No single format is authoritative on its own.

Meaning

The form a record takes—oral, written, visual, digital, or otherwise—does not determine its legitimacy. Authority arises from ayaawx, standing, context, and witnessing, not from paper, devices, or storage systems.

A format may preserve. It does not rule.

What Determines Standing Instead

  • Lawful role of the speaker or source.
  • Proper method of recording.
  • Presence or absence of witnessing.
  • Clarity of scope and purpose.
  • Recognition by houses, clans, or other lawful bodies.

Why This Matters

  • Prevents “paper supremacy.”
  • Protects oral and relational knowledge.
  • Stops technology from quietly becoming government.
  • Keeps interpretation grounded in responsibility.

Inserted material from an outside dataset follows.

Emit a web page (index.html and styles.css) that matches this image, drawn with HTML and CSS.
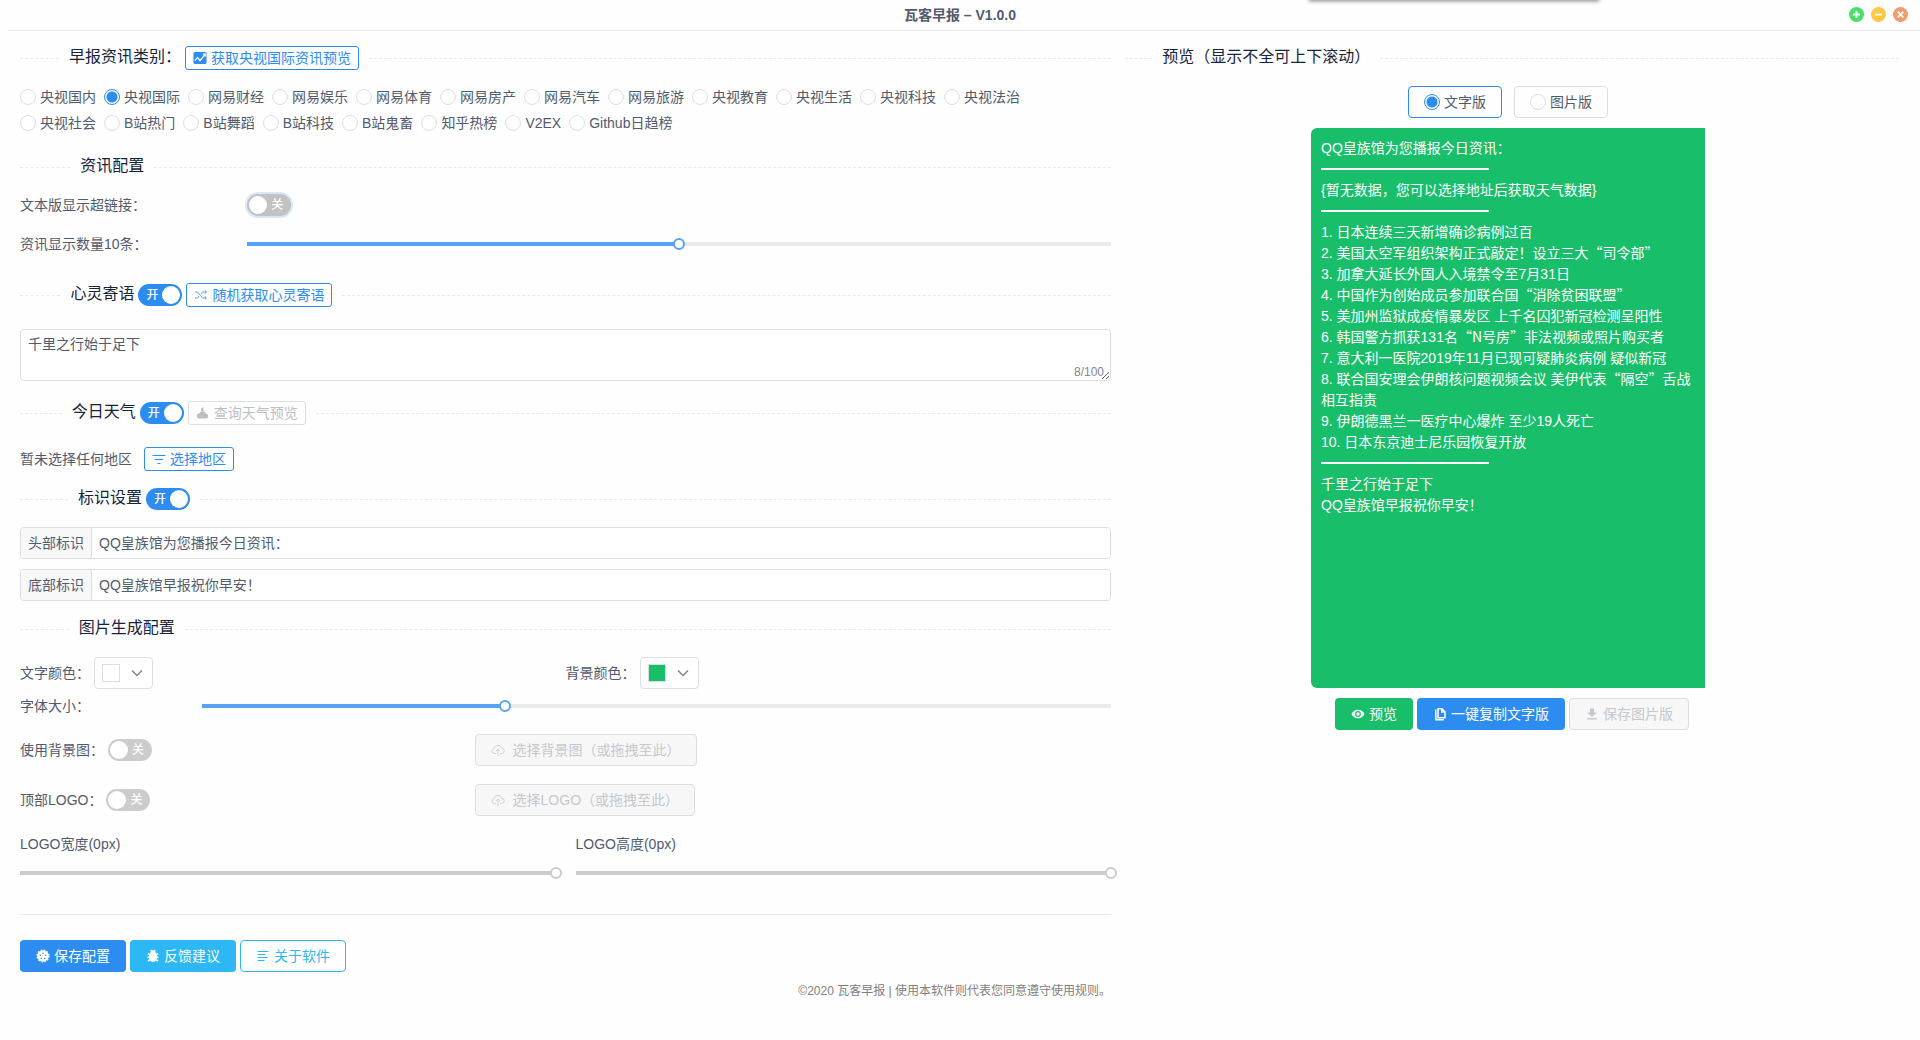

Clarifying the Distinction

A document can be widely circulated and still have limited authority. A spoken teaching may be narrow in audience yet carry deep standing.

Visibility and legitimacy are not the same.

Examples

  • A printed policy cannot override ayaawx.
  • A video clip cannot interpret itself.
  • A database entry cannot decide disputes.
  • A written statement without standing may remain informational only.

Risks if Ignored

  • Decision-making shifts from lawful structures to archives.
  • External systems elevate documents above people.
  • Community authority is weakened by technical convenience.
  • Misinterpretation becomes easier to defend.

Safeguards

  • State limits of authority within records.
  • Keep connection to lawful interpreters visible.
  • Avoid language implying automatic legitimacy.
  • Teach users how to read records responsibly.

Cross-references

Notes

Future work may include guidance on how different formats interact in dispute or teaching situations.